Electrocaloric heat pumps using two independently-controlled layers to achieve high cooling power

Abstract

The development of electrocaloric materials (ECMs) with strong electrocaloric effect (ECE) in recent years offers a great opportunity for the development of solid-state heat pumps without using environmentally unfriendly vapor-based technologies. Currently existing ECE-based heat pumps (CEHPs) use one ECM layer that has to be moved back and forth between the thermal source (SO) and sink (SI), which raises reliability and safety concerns. Here, a design, which uses two layers of an ECM and the electric field on each layer is independently controlled with a special pattern, is introduced to develop ECE-based heat pumps with a high cooling power. In the design, the two ECM layers are permanently bound together and used as a single ECM module. The performance of the heat pumps is calculated using the newly introduced analytical solutions. First of all, it is found that the cooling power of CEHPs is strongly dependent on, while the cooling power of heat pumps using the two-ECM-layers module (TELM) is insensitive to, the materials used as the SO/SI. This would significantly expand the application of ECE-based heat pumps since in many applications there is no freedom to choose the materials to be used as the SO/SI. Secondly, the heat pumps using the TELM exhibit a high cooling power. For example, when different materials are used as the SO/SI, the cooling power of CEHPs would be changed over more than 100 times, while it is only changed less than 2 times when the TELM is used to replace the ECM layer used in CEHPs.

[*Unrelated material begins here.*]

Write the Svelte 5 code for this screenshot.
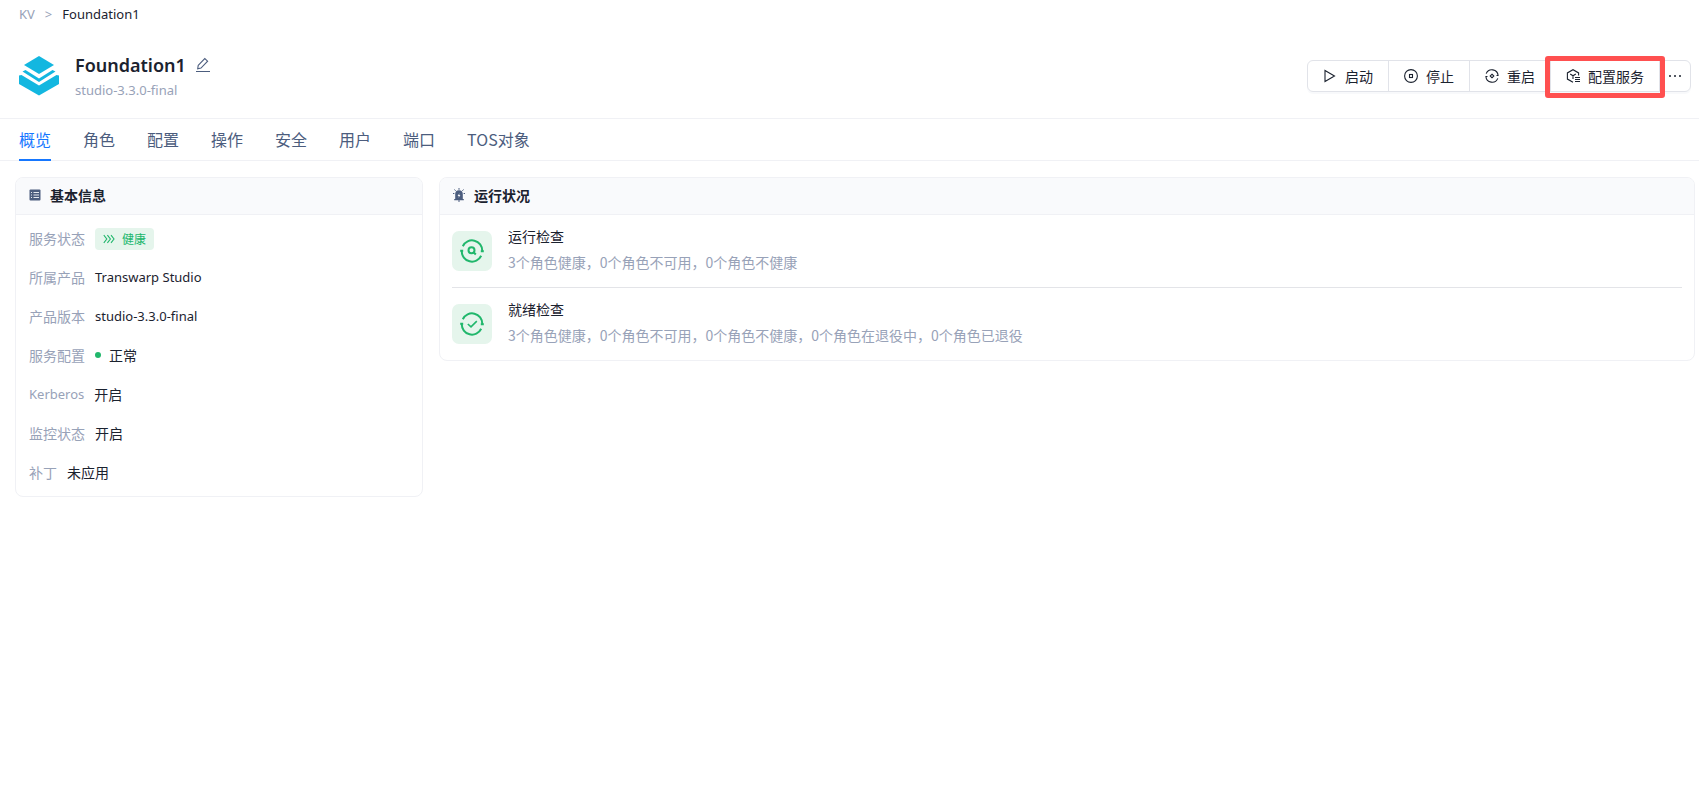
<script>
	const tabs = ["概览", "角色", "配置", "操作", "安全", "用户", "端口", "TOS对象"];
	let activeTab = $state("概览");

	const info = [
		{ label: "服务状态", value: "健康", kind: "badge" },
		{ label: "所属产品", value: "Transwarp Studio", kind: "latin" },
		{ label: "产品版本", value: "studio-3.3.0-final", kind: "latin" },
		{ label: "服务配置", value: "正常", kind: "dot" },
		{ label: "Kerberos", value: "开启" },
		{ label: "监控状态", value: "开启" },
		{ label: "补丁", value: "未应用" }
	];

	const checks = [
		{
			title: "运行检查",
			text: "3个角色健康，0个角色不可用，0个角色不健康",
			icon: "search"
		},
		{
			title: "就绪检查",
			text: "3个角色健康，0个角色不可用，0个角色不健康，0个角色在退役中，0个角色已退役",
			icon: "tick"
		}
	];
</script>

<nav class="breadcrumb latin" aria-label="breadcrumb">
	<a href="#kv">KV</a>
	<span class="sep">&gt;</span>
	<span>Foundation1</span>
</nav>

<header class="head">
	<svg class="logo" viewBox="0 0 40 40" aria-hidden="true">
		<path d="M20 0 35 9 20 18 5 9Z" />
		<path d="M3.5 15.5 6.5 14 20 22.500 33.500 14 36.500 15.500 20 26Z" />
		<path d="M0 19.500 2.500 19 20 29.500 37.500 19 40 19.500V28L20 39.500 0 28Z" />
	</svg>
	<div class="names">
		<div class="title-row">
			<h1>Foundation1</h1>
			<button type="button" class="edit" aria-label="编辑">
				<svg width="16" height="16" viewBox="0 0 16 16" class="line">
					<path d="M3.200 8.400 9.800 1.500 12.600 4.200 6 11.100 2.700 11.800Z M1 14.500H15" />
				</svg>
			</button>
		</div>
		<div class="version latin">studio-3.3.0-final</div>
	</div>

	<div class="actions">
		<button type="button">
			<svg width="14" height="14" viewBox="0 0 14 14" class="line">
				<path d="M2 1.500V12.500L11.500 7Z" />
			</svg>
			启动
		</button>
		<button type="button">
			<svg width="14" height="14" viewBox="0 0 14 14" class="line">
				<circle cx="7" cy="7" r="6.400" />
				<rect x="5.500" y="5.500" width="3" height="3" />
			</svg>
			停止
		</button>
		<button type="button">
			<svg width="14" height="14" viewBox="0 0 14 14" class="line">
				<path d="M7 5.200 8.800 7 7 8.800 5.200 7Z" />
				<path d="M1.200 4.600A6.200 6.200 0 0 1 13.100 6.500M12.800 9.400A6.200 6.200 0 0 1 .9 7.500M11.500 6.500H13.600M.4 7.500H2.500" />
			</svg>
			重启
		</button>
		<button type="button" class="marked">
			<svg width="14" height="14" viewBox="0 0 14 14" class="line">
				<path d="M12.600 6.500V3.900L7 .7 1.400 3.900V10.100L7 13.300M4.200 5 7 6.800 9.800 5M7 6.800V10M9 8.500H14M9 10.500H14M9 12.500H14" />
			</svg>
			配置服务
		</button>
		<button type="button" class="more" aria-label="更多">
			<svg width="14" height="14" viewBox="0 0 14 14">
				<circle cx="2" cy="7" r="1" />
				<circle cx="7" cy="7" r="1" />
				<circle cx="12" cy="7" r="1" />
			</svg>
		</button>
	</div>
</header>

<div class="tabs" role="tablist">
	{#each tabs as tab}
		<button
			type="button"
			role="tab"
			aria-selected={tab === activeTab}
			class:active={tab === activeTab}
			onclick={() => (activeTab = tab)}
		>{tab}</button>
	{/each}
</div>

<main>
	<section class="card">
		<h2>
			<svg width="12" height="12" viewBox="0 0 12 12">
				<rect x="0.500" y="0.500" width="11" height="11" rx="1" fill="#4c5d7e" />
				<path d="M2 3.500H3M4.500 3.500H10M2 6H3M4.500 6H10M2 8.500H3M4.500 8.500H10" stroke="#e4e8ef" />
			</svg>
			基本信息
		</h2>
		<dl>
			{#each info as item}
				<div class="row">
					<dt class:latin={item.label === "Kerberos"}>{item.label}</dt>
					{#if item.kind === "badge"}
						<dd class="badge">
							<svg width="12" height="12" viewBox="0 0 12 12" class="line">
								<path d="M.8 2.200 3.800 6 .8 9.800M4.400 2.200 7.400 6 4.400 9.800M8 2.200 11 6 8 9.800" />
							</svg>
							{item.value}
						</dd>
					{:else}
						<dd class={item.kind}>{item.value}</dd>
					{/if}
				</div>
			{/each}
		</dl>
	</section>

	<section class="card">
		<h2>
			<svg width="12" height="14" viewBox="0 0 12 14" fill="#4c5d7e">
				<path fill-rule="evenodd" d="M2.200 11V6A3.800 3.800 0 0 1 9.800 6V11H10.800V12.300H1.200V11ZM6.400 5.200 4.600 8H5.800L5.600 9.800 7.400 7H6.200Z" />
				<path d="M6 0V1.800M6 12V14M1.500 1.500 2.600 2.800M10.500 1.500 9.400 2.800M0 5.500H1.400M10.600 5.500H12" stroke="#4c5d7e" />
			</svg>
			运行状况
		</h2>
		<ul>
			{#each checks as check}
				<li>
					<span class="tile">
						<svg width="24" height="24" viewBox="0 0 24 24">
							<path d="M2.800 7.200A10.200 10.200 0 0 1 22.200 12M21.200 16.800A10.200 10.200 0 0 1 1.800 12" />
							<path d="M20.800 12.300H23.800M.2 11.700H3.200" />
							{#if check.icon === "search"}
								<circle cx="11.500" cy="11.200" r="3" />
								<path d="M13.500 13.200 15.800 15.500" />
							{:else}
								<path d="M7.800 12 11 14.800 16.800 9.200" stroke-width="1.600" />
							{/if}
						</svg>
					</span>
					<div class="check">
						<h3>{check.title}</h3>
						<p>{check.text}</p>
					</div>
				</li>
			{/each}
		</ul>
	</section>
</main>

<style>
	:global(body) {
		background: #fff;
		color: #1b222f;
		font: 14px/22px "Noto Sans CJK SC", sans-serif;
	}

	button {
		font: inherit;
		color: inherit;
		background: none;
		border: 0;
		padding: 0;
		cursor: pointer;
	}

	h1, h2, h3, p, dl, dd, ul {
		margin: 0;
		padding: 0;
	}

	.latin {
		font-family: "Noto Sans", "Noto Sans CJK SC", sans-serif;
		font-size: 13px;
	}

	.line {
		fill: none;
		stroke: currentColor;
		stroke-width: 1.1;
	}

	.breadcrumb {
		display: flex;
		gap: 10px;
		padding: 3px 19px;
	}

	.breadcrumb a {
		color: #98a2b8;
		text-decoration: none;
	}

	.sep {
		color: #98a2b8;
	}

	.head {
		display: flex;
		align-items: center;
		padding: 23px 8px 17px 19px;
		border-bottom: 1px solid #f0f1f5;
	}

	.logo {
		width: 40px;
		height: 40px;
		fill: #13b7e0;
	}

	.names {
		flex: 1;
		margin-left: 16px;
	}

	.title-row {
		display: flex;
		align-items: center;
		gap: 9px;
	}

	h1 {
		font: 600 18px/28px "Noto Sans", sans-serif;
	}

	.edit {
		display: flex;
		color: #4c5d7e;
	}

	.version {
		color: #98a2b8;
	}

	.actions {
		display: flex;
		height: 32px;
		box-sizing: border-box;
		border: 1px solid #e1e3e9;
		border-radius: 6px;
		box-shadow: 0 2px 1px #f8f9fb;
	}

	.actions button {
		display: flex;
		align-items: center;
		gap: 8px;
		padding: 0 15px;
	}

	.actions button + button {
		border-left: 1px solid #e1e3e9;
	}

	.actions .more {
		padding: 0 8px;
		fill: currentColor;
	}

	.marked {
		position: relative;
	}

	.marked::after {
		content: "";
		position: absolute;
		inset: -5px -6px -7px;
		border: 5px solid #ff5050;
		border-radius: 3px;
		z-index: 1;
	}

	.tabs {
		display: flex;
		gap: 32px;
		padding: 0 19px;
		border-bottom: 1px solid #f0f1f5;
	}

	.tabs button {
		height: 42px;
		margin-bottom: -1px;
		border-bottom: 2px solid transparent;
		font-size: 16px;
		color: #4c5d7e;
	}

	.tabs .active {
		color: #1677ff;
		border-color: #1677ff;
	}

	main {
		display: grid;
		grid-template-columns: 408fr 1256fr;
		align-items: start;
		gap: 16px;
		padding: 16px 4px 16px 15px;
	}

	.card {
		border: 1px solid #f0f1f5;
		border-radius: 8px;
		overflow: hidden;
	}

	h2 {
		display: flex;
		align-items: center;
		gap: 9px;
		padding: 0 13px 2px;
		background: #f9fafc;
		border-bottom: 1px solid #f0f1f5;
		font-size: 14px;
		font-weight: 700;
		line-height: 34px;
	}

	dl {
		display: grid;
		gap: 17px;
		padding: 13px 13px 12px;
	}

	.row {
		display: flex;
		gap: 10px;
		height: 22px;
		line-height: 20px;
	}

	dt {
		color: #98a2b8;
	}

	.badge {
		display: flex;
		align-items: center;
		gap: 7px;
		padding: 0 8px;
		border-radius: 4px;
		background: #e5f5ec;
		color: #21b76c;
		font-size: 12px;
	}

	.dot {
		display: flex;
		align-items: center;
		gap: 8px;
		height: 20px;
	}

	.dot::before {
		content: "";
		width: 6px;
		height: 6px;
		border-radius: 50%;
		background: #21b76c;
	}

	ul {
		padding: 0 12px;
		list-style: none;
	}

	li {
		display: flex;
		align-items: center;
		gap: 16px;
		height: 70px;
	}

	li + li {
		border-top: 1px solid #e3e4e8;
	}

	li {
		padding: 1px 0;
	}

	.check {
		padding-bottom: 4px;
	}

	h3 {
		font-size: 14px;
		font-weight: 400;
		line-height: 26px;
	}

	p {
		color: #98a2b8;
		line-height: 26px;
	}

	.tile {
		display: grid;
		place-items: center;
		width: 40px;
		height: 40px;
		border-radius: 7px;
		background: #e5f5ec;
	}

	.tile svg {
		fill: none;
		stroke: #21b76c;
		stroke-width: 2;
	}
</style>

And the cooling power of heat pumps using the TELM can be more than 7 times higher than the highest cooling power obtained in CEHPs. More importantly, the TELM can be permanently bound to the SO (or the SI) (i.e., the ECM is not moved at all during the operation), which would result in a high reliability. In this case, the cooling power of the heat pumps using the TELM can only be changed less than 25 % when different materials are used as the SO/SI and this cooling power is close to the highest cooling power obtained in the CEHPs.